Sunday, 30 October 2011


It's a question I get asked on a fairly regular basis:

What makes a good medic?

In my simple mind, it's a simple answer.

Here's the test:

Would I be happy with you treating a member of my family?

If the answer's no, then in my eyes, you've some work to do.

If the answer's yes, then in my eyes, you're a good medic.

The test works when I look at myself in the mirror and check on how I treat my patients too.



Tom said...

I'd say you'd also need to be able to keep an eye on your humanity. It is something that's so easy to lose sight of. I'm a student nurse and well, given my previous life as an HCA I saw what happens to people when they lose sight of their humanity.

Dan said...

Prolly best I don't apply then ;)
Would love to do it but a) don't drive and b) would struggle - REALLY struggle with bad children stuff.

And what Tom said. I am related to an a&e sister in charge, and she is cold and hard and has no love or compassion for anyone. I understand the things she must have seen but she's let it change her.

If that makes sense. Ok, rambling...

InsomniacMedic said...

Tom - I'd say that humanity is taken care of when talking of how you'd wish your family to be treated - so I totally agree.

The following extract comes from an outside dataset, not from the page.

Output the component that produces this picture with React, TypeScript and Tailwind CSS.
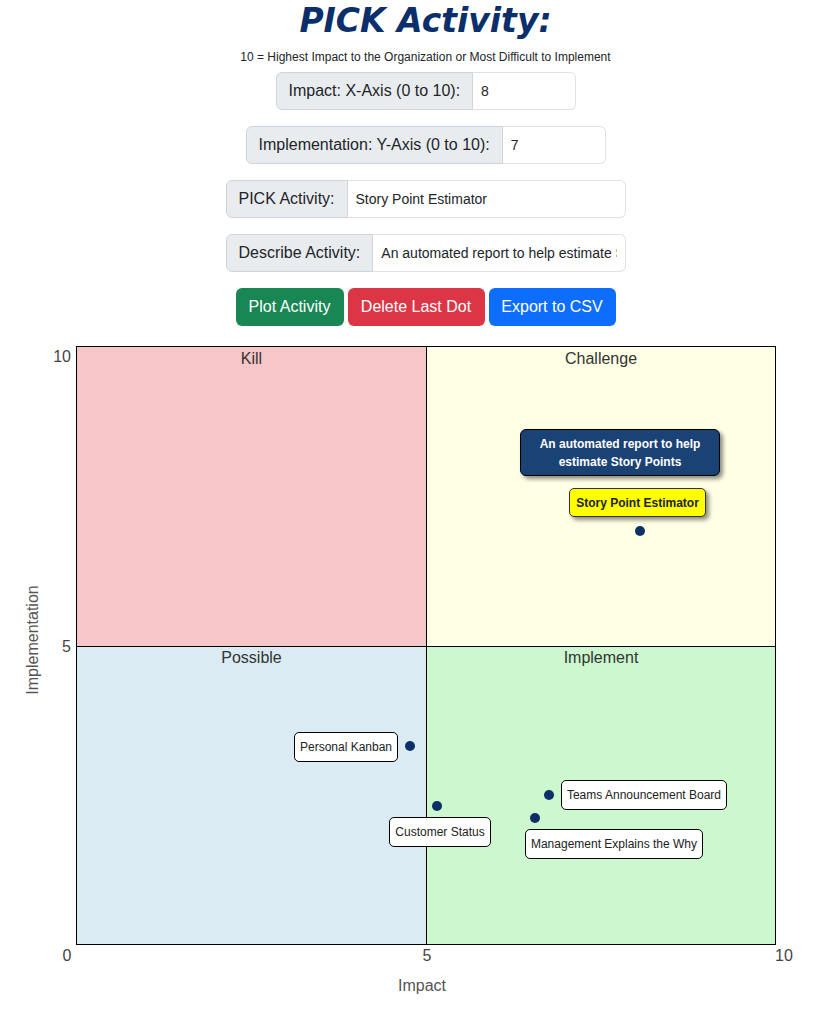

Dan - Losing that compassion is all too easy to do when all you see day in and day out is enough to jade even the most compassionate person. That's why we all sometimes need a reminder. The problem arises when that lack of compassion doesn't just hang around for a little while, but becomes the norm. Sometimes I think that that's the point at which to walk away...

Tom said...

Definitely IM. The risk that we all run is that we see just the patient as a series of problems that need to be solved. Keeping sight of the fact that the patients are people like us is a problem, it's not the #NOF in bed four but Mrs Bloggs, 90 with four children and a hatful of grandchildren. It was quite interesting to see how things changed when we had a colleague as a patient on my ward. I like to think I can give the same care to everyone and do it in the manner that's best for them. I know I have lost sight of my humanity at times and end up hating myself for it.

Tom said...

One thing I forgot to say in my earlier comment, I wholly agree with what IM says. That said, there is one thing that as a student nurse/HCA that you can't do is treat a patient as family immediately. You have to build this relationship with them during their continuing care. You'll learn what they are like and what liberties, so to speak, you can take with them. As you get to know them you find out how best to treat them and then it becomes more like treating a family member. I guess that as an EMT/Paramedic the earnestness of the situation I reckon that it's appreciated by the patient, one more thing to comfort them. I hope my rambling essay makes semse!

Nicki said...

I ask myself, "would I want ME as a medic if I were the one sick or injured?"